>> begin
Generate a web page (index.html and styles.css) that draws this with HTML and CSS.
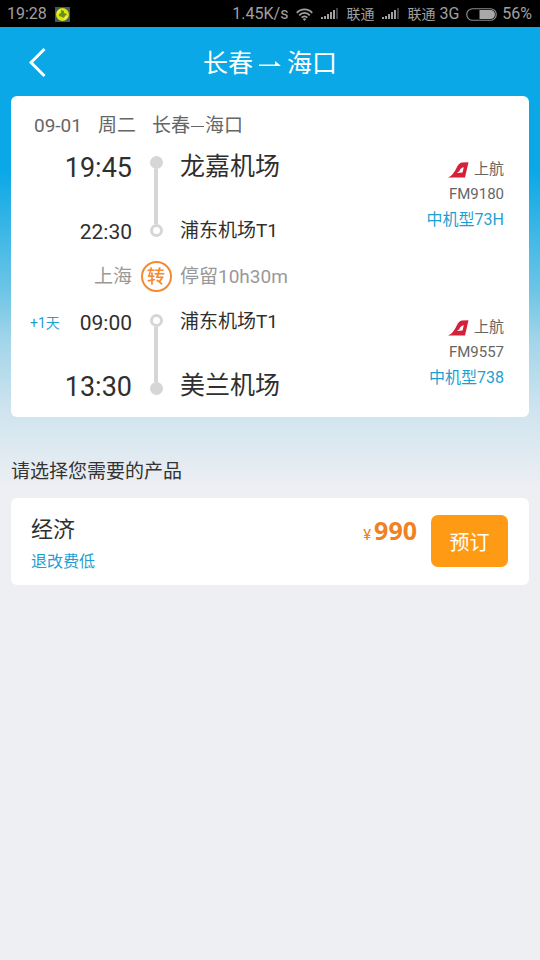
FILE: index.html
```html
<!DOCTYPE html>
<html lang="zh-CN">
<head>
<meta charset="utf-8">
<meta name="viewport" content="width=device-width, initial-scale=1">
<title>长春 - 海口</title>
<link rel="stylesheet" href="styles.css">
</head>
<body>
<svg class="defs" width="0" height="0" aria-hidden="true">
  <symbol id="signal" viewBox="0 0 17 12">
    <path fill="#a0a0a0" d="M0 9h2v2H0zM3 8h2v3H3zM6 6h2v5H6zM9 4h2v7H9zM12 2h2v9h-2z"/>
    <path fill="#404040" d="M15 0h2v11h-2z"/>
  </symbol>
  <symbol id="tail" viewBox="0 0 21 16">
    <path fill="#d5203a" d="M0 15.500C4 14 6.500 10 8.500 6 10 3 11.500 .8 14 .6L20.500 .3 17 15.500z"/>
    <path fill="#fff" d="M9 11c.8-1 1.500-1.200 2.300-1.500.5-2.500 2-3.500 4.500-4.200L14.500 10.500z"/>
  </symbol>
</svg>
<div class="status">
  <span>19:28</span>
  <svg class="status-app" width="15" height="15" viewBox="0 0 15 15" aria-hidden="true">
    <path fill="#356060" d="M0 0h15v15H0z"/>
    <circle cx="7.500" cy="7.500" r="6.500" fill="#e5df12"/>
    <path fill="#5c9420" d="M6 3l3 1v2l3 1-2 2-1 2-2-1-3-1V7l2-1z"/>
    <path fill="#f3ee45" d="M2 5 5 2l1 1-3 4zM11 9l2 0-3 4-2-1z"/>
  </svg>
  <span class="status-speed">1.45K/s</span>
  <svg class="status-wifi" width="17" height="13" viewBox="0 0 17 13" fill="none" stroke="#a0a0a0" stroke-width="1.800" aria-hidden="true">
    <path d="M.8 4.800C5 .2 12 .2 16.200 4.800M3.200 7.300c3-3.200 7.600-3.200 10.600 0M5.700 9.700c1.600-1.700 4-1.700 5.600 0"/>
    <path fill="#a0a0a0" stroke="none" d="m6.800 11 1.700 2 1.700-2c-1-.9-2.400-.9-3.400 0z"/>
  </svg>
  <svg class="status-signal" width="17" height="12" aria-hidden="true"><use href="#signal"/></svg>
  <span class="carrier">联通</span>
  <svg class="status-signal" width="17" height="12" aria-hidden="true"><use href="#signal"/></svg>
  <span><span class="carrier">联通</span> 3G</span>
  <svg class="status-battery" width="31" height="13" viewBox="0 0 31 13" aria-hidden="true">
    <rect x=".75" y=".75" width="29.500" height="11.500" rx="5.750" fill="none" stroke="#8c8c8c" stroke-width="1.200"/>
    <path fill="#a8a8a8" d="M13.500 2h11a4.500 4.500 0 0 1 0 9h-11z"/>
  </svg>
  <span>56%</span>
</div>

<header class="topbar">
  <button class="back" type="button" aria-label="返回">
    <svg width="17" height="29" viewBox="0 0 17 29" fill="none" stroke="#fff" stroke-width="3" aria-hidden="true"><path d="M15.500 1 2 14.500 15.500 28"/></svg>
  </button>
  <h1 class="route">
    <span>长春</span>
    <svg width="22" height="8" viewBox="0 0 22 8" aria-label="至"><path fill="#fff" d="M0 4.500h16V1l5.500 4.500V6H0z"/></svg>
    <span>海口</span>
  </h1>
  <span></span>
</header>

<main class="content">
  <section class="card trip">
    <h2 class="trip-head"><span>09-01</span><span>周二</span><span class="trip-route">长春<i class="dash"></i>海口</span></h2>

    <div class="leg leg-out">
      <div class="times"><span class="big">19:45</span><span class="small">22:30</span></div>
      <div class="track"><i class="dot full"></i><i class="line"></i><i class="dot"></i></div>
      <div class="places"><span class="major">龙嘉机场</span><span class="minor">浦东机场T1</span></div>
      <div class="flight">
        <span class="airline"><svg width="21" height="16" aria-hidden="true"><use href="#tail"/></svg>上航</span>
        <span>FM9180</span>
        <a class="plane" href="#plane-73h">中机型73H</a>
      </div>
    </div>

    <div class="transfer">
      <span class="city">上海</span><span class="badge">转</span><span class="stay">停留10h30m</span>
    </div>

    <div class="leg leg-in">
      <div class="times"><span class="small"><span class="next-day">+1天</span>09:00</span><span class="big">13:30</span></div>
      <div class="track"><i class="dot"></i><i class="line"></i><i class="dot full"></i></div>
      <div class="places"><span class="minor">浦东机场T1</span><span class="major">美兰机场</span></div>
      <div class="flight">
        <span class="airline"><svg width="21" height="16" aria-hidden="true"><use href="#tail"/></svg>上航</span>
        <span>FM9557</span>
        <a class="plane" href="#plane-738">中机型738</a>
      </div>
    </div>
  </section>

  <h2 class="choose">请选择您需要的产品</h2>

  <section class="card product">
    <div class="product-info">
      <h3 class="cabin">经济</h3>
      <a class="policy" href="#policy">退改费低</a>
    </div>
    <div class="price"><span class="yen">¥</span>990</div>
    <button class="book" type="button">预订</button>
  </section>
</main>
</body>
</html>
```
FILE: styles.css
```css
* { box-sizing: border-box; }

body {
  margin: 0;
  min-height: 100vh;
  font-family: Roboto, "Noto Sans CJK SC", sans-serif;
  color: #2f2f2f;
  background: #eeeff3 linear-gradient(#0aa8e6 0, #0aa8e6 170px, #6cc5e6 290px, #a2d5e9 340px, #cfe4ef 410px, #eeeff3 490px) no-repeat;
}

h1, h2, h3 { margin: 0; font-weight: 400; }
a { text-decoration: none; }
button { border: 0; font-family: inherit; cursor: pointer; }
svg { flex: none; }
.defs { position: absolute; }

.status {
  display: flex;
  align-items: center;
  height: 27px;
  padding: 1px 8px 0 7px;
  background: #000;
  color: #a0a0a0;
  font-size: 16px;
  line-height: 26px;
  white-space: nowrap;
}
.carrier { font-size: 14px; }
.status-app { margin-left: 8px; }
.status-speed { margin-left: auto; }
.status-wifi { margin: 0 8px; }
.status-signal { margin-right: 8px; }
.carrier + .status-signal { margin-left: 8px; }
.status-battery { margin: 0 5px 0 7px; }

.topbar {
  display: grid;
  grid-template-columns: 1fr auto 1fr;
  align-items: center;
  height: 69px;
  padding: 2px 19px 0;
  color: #fff;
}
.back {
  display: flex;
  width: 40px;
  padding: 10px;
  background: none;
}
.route {
  display: flex;
  align-items: center;
  gap: 6px;
  padding-top: 2px;
  font-size: 25px;
  line-height: 36px;
}

.content { padding: 0 11px 24px; }
.card { background: #fff; border-radius: 6px; }

.trip { padding: 15px 25px 14px 19px; }
.trip-head {
  display: flex;
  gap: 16px;
  margin-bottom: 9px;
  padding-left: 4px;
  font-size: 19px;
  line-height: 30px;
  color: #666;
}
.trip-route { display: flex; align-items: center; }
.dash { width: 13px; height: 1px; margin: 0 1px; background: #666; }

.leg, .transfer {
  display: grid;
  grid-template-columns: 102px 48px 1fr auto;
}
.times, .places {
  display: flex;
  flex-direction: column;
  justify-content: space-between;
  height: 98px;
  padding-top: 2px;
  line-height: 32px;
  white-space: nowrap;
}
.places { height: 97px; padding-top: 1px; }
.times { text-align: right; }
.times .small { display: flex; justify-content: space-between; }
.leg-out .times .small { justify-content: flex-end; }
.big { font-size: 27px; }
.small { font-size: 21px; }
.major { font-size: 25px; }
.minor { font-size: 19px; }
.next-day { font-size: 14px; color: #1e9fd3; }

.track {
  display: flex;
  flex-direction: column;
  align-items: center;
}
.leg-out .track { padding: 6px 0 11px; }
.leg-in .track { padding: 9px 0 8px; }
.dot {
  width: 13px;
  height: 13px;
  border: 3px solid #d6d6d6;
  border-radius: 50%;
}
.full { background: #d6d6d6; }
.line { flex: 1; width: 4px; background: #d6d6d6; }

.flight {
  display: flex;
  flex-direction: column;
  align-items: flex-end;
  font-size: 15px;
  line-height: 25px;
  color: #666;
}
.leg-out .flight { padding-top: 7px; }
.leg-in .flight { padding-top: 10px; }
.airline { display: flex; align-items: center; gap: 5px; }
.plane { font-size: 16px; color: #1e9fd3; }

.transfer {
  align-items: center;
  margin: 12px 0 13px;
  font-size: 19px;
  line-height: 30px;
  color: #999;
}
.city, .stay { padding-top: 2px; }
.city { text-align: right; }
.badge {
  justify-self: center;
  width: 31px;
  height: 31px;
  border: 2px solid #f58a2e;
  border-radius: 50%;
  font-size: 18px;
  font-weight: 500;
  line-height: 27px;
  text-align: center;
  color: #f58a2e;
}

.choose {
  padding: 40px 0 11px;
  font-size: 19px;
  line-height: 30px;
  color: #333;
}

.product {
  display: flex;
  align-items: flex-start;
  padding: 17px 21px 9px 20px;
}
.product-info { flex: 1; }
.cabin { padding-top: 1px; font-size: 22px; line-height: 28px; }
.policy {
  display: block;
  padding-top: 4px;
  font-size: 16px;
  line-height: 28px;
  color: #1e9fd3;
}
.price {
  margin-right: 14px;
  font: 700 25px/30px "Noto Sans", sans-serif;
  color: #f08223;
}
.yen { margin-right: 3px; font: 400 15px Roboto, sans-serif; }
.book {
  width: 77px;
  height: 52px;
  padding: 0;
  border-radius: 7px;
  background: #ff9a14;
  color: #fff;
  font-size: 20px;
}
```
>> end
» **YOUR INSTRUCTIONS**
Pick out every line holding the string "index" and return it.

» **WORKED SOLUTION**
Generate a web page (index.html and styles.css) that draws this with HTML and CSS.
FILE: index.html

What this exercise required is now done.